Comment optimiser cet accompagnement, selon vous, et surtout le généraliser à l’ensemble du territoire national?
L’Etat doit subventionner de telles structures pour qu’elles soient digne du patient marocain. L’initiative doit être également encouragée par les instances médicales de telle sorte à ce que nous ne soyons pas livrés à nous mêmes. Ce n’est que de cette manière que la pérennité sera garantie car la quête de partenaires est un exercice ardu et qui ne permet pas de se développer durablement. Ma suggestion est aussi de former du personnel pour qu’il puisse garantir la continuité d’un tel projet. La généralisation sur tout le territoire pourra être envisagée dans ce cadre. Car le manque d’accompagnement est réel. Certains venant de très loin sont contraints d’abandonner leur traitement faute d’habitation alors que la prise en charge thérapeutique dans le cadre du Ramed est effective. Le dilemme se situe à ce niveau.
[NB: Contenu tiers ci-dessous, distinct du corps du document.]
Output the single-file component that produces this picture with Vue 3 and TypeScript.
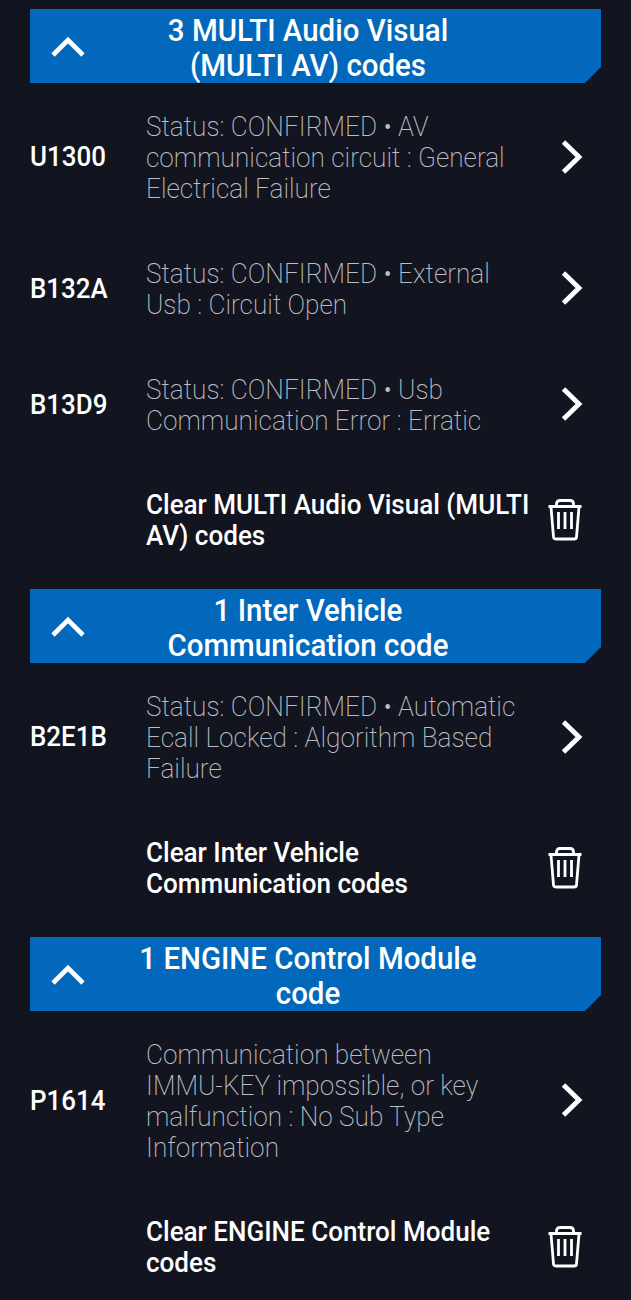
<script setup lang="ts">
interface Code { id: string; text: string }
interface Section { title: string; codes: Code[]; clear: string }
const sections: Section[] = [
  {
    title: '3 MULTI Audio Visual (MULTI AV) codes',
    codes: [
      { id: 'U1300', text: 'Status: CONFIRMED • AV communication circuit : General Electrical Failure' },
      { id: 'B132A', text: 'Status: CONFIRMED • External Usb : Circuit Open' },
      { id: 'B13D9', text: 'Status: CONFIRMED • Usb Communication Error : Erratic' },
    ],
    clear: 'Clear MULTI Audio Visual (MULTI AV) codes',
  },
  {
    title: '1 Inter Vehicle Communication code',
    codes: [{ id: 'B2E1B', text: 'Status: CONFIRMED • Automatic Ecall Locked : Algorithm Based Failure' }],
    clear: 'Clear Inter Vehicle Communication codes',
  },
  {
    title: '1 ENGINE Control Module code',
    codes: [{ id: 'P1614', text: 'Communication between IMMU-\u2060KEY impossible, or key malfunction : No Sub Type Information' }],
    clear: 'Clear ENGINE Control Module codes',
  },
]
</script>

<template>
  <main class="page">
    <section v-for="s in sections" :key="s.title" class="section">
      <header class="head">
        <svg class="caret" width="36" height="24" viewBox="0 0 36 24" aria-hidden="true">
          <path d="M3 20 L18 5 L33 20" fill="none" stroke="#fff" stroke-width="4.6" />
        </svg>
        <h2 class="title">{{ s.title }}</h2>
      </header>
      <div v-for="c in s.codes" :key="c.id" class="row">
        <span class="code">{{ c.id }}</span>
        <p class="desc">{{ c.text }}</p>
        <svg class="chev" width="24" height="36" viewBox="0 0 24 36" aria-hidden="true">
          <path d="M3.5 3 L19 18 L3.5 33" fill="none" stroke="#fff" stroke-width="4.8" />
        </svg>
      </div>
      <div class="row">
        <span class="code"></span>
        <p class="clear">{{ s.clear }}</p>
        <svg class="trash" width="34" height="42" viewBox="0 0 34 42" aria-hidden="true">
          <g fill="none" stroke="#fff" stroke-width="2.8">
            <path d="M0.5 7.5 H33.5" />
            <path d="M8.5 7 V5 Q8.5 1.5 12 1.5 H22 Q25.5 1.5 25.5 5 V7" />
            <path d="M3 8 L5.5 38 Q5.7 40 8 40 H26 Q28.3 40 28.5 38 L31 8" />
            <path d="M10.5 13 V30 M17 13 V30 M23.5 13 V30" />
          </g>
        </svg>
      </div>
    </section>
  </main>
</template>

<style>
body { background: #12151f; }
</style>

<style scoped>
.page {
  height: 1300px;
  overflow: hidden;
  box-sizing: border-box;
  padding: 9px 30px 0;
  background: #12151f;
  font-family: Roboto, sans-serif;
  color: #fff;
}
.section { margin-bottom: 11px; }
.head {
  height: 74px;
  display: flex;
  align-items: center;
  background: #0268bb;
  clip-path: polygon(0 0, 100% 0, 100% 58px, 555px 100%, 0 100%);
}
.caret { margin: 2px 0 0 20px; flex: none; }
.title {
  width: 360px;
  margin: 0 0 0 42px;
  padding-top: 3px;
  font-size: 31px;
  font-weight: 500;
  line-height: 35px;
  text-align: center;
  transform: scaleX(0.95);
}
.row {
  display: flex;
  align-items: center;
  padding: 27px 0;
}
.code {
  width: 116px;
  flex: none;
  padding-top: 1px;
  font-size: 27px;
  font-weight: 500;
  transform: scaleX(0.96);
  transform-origin: left center;
}
.desc, .clear {
  width: 414.5px;
  margin: 0 -28.5px 0 0;
  font-size: 28px;
  line-height: 31px;
  transform-origin: left center;
}
.desc {
  font-weight: 200;
  color: #bcbec3;
  transform: translateY(1px) scaleX(0.935);
}
.clear {
  font-weight: 500;
  color: #fff;
  transform: scaleX(0.93);
}
.chev { margin-left: 28px; flex: none; }
.trash { margin-left: 16px; flex: none; }
</style>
Le mot de la fin peut être…
Aujourd’hui, les systèmes de soin sont appelés à renforcer les capacités d’accueil des patients pour faire face aux différents problèmes liés à l’hébergement et à la gestion. C’est ce qui permettra de donner l’opportunité aux patients partenaires de jouer pleinement leur rôle d’une manière efficace et digne d’un patient marocain.
«A terme le patient Amal pourra être un expert patient partenaire car il connaît tous les circuits administratifs de prise en charge thérapeutique, les structures hospitalières, les laboratoires dédiés …».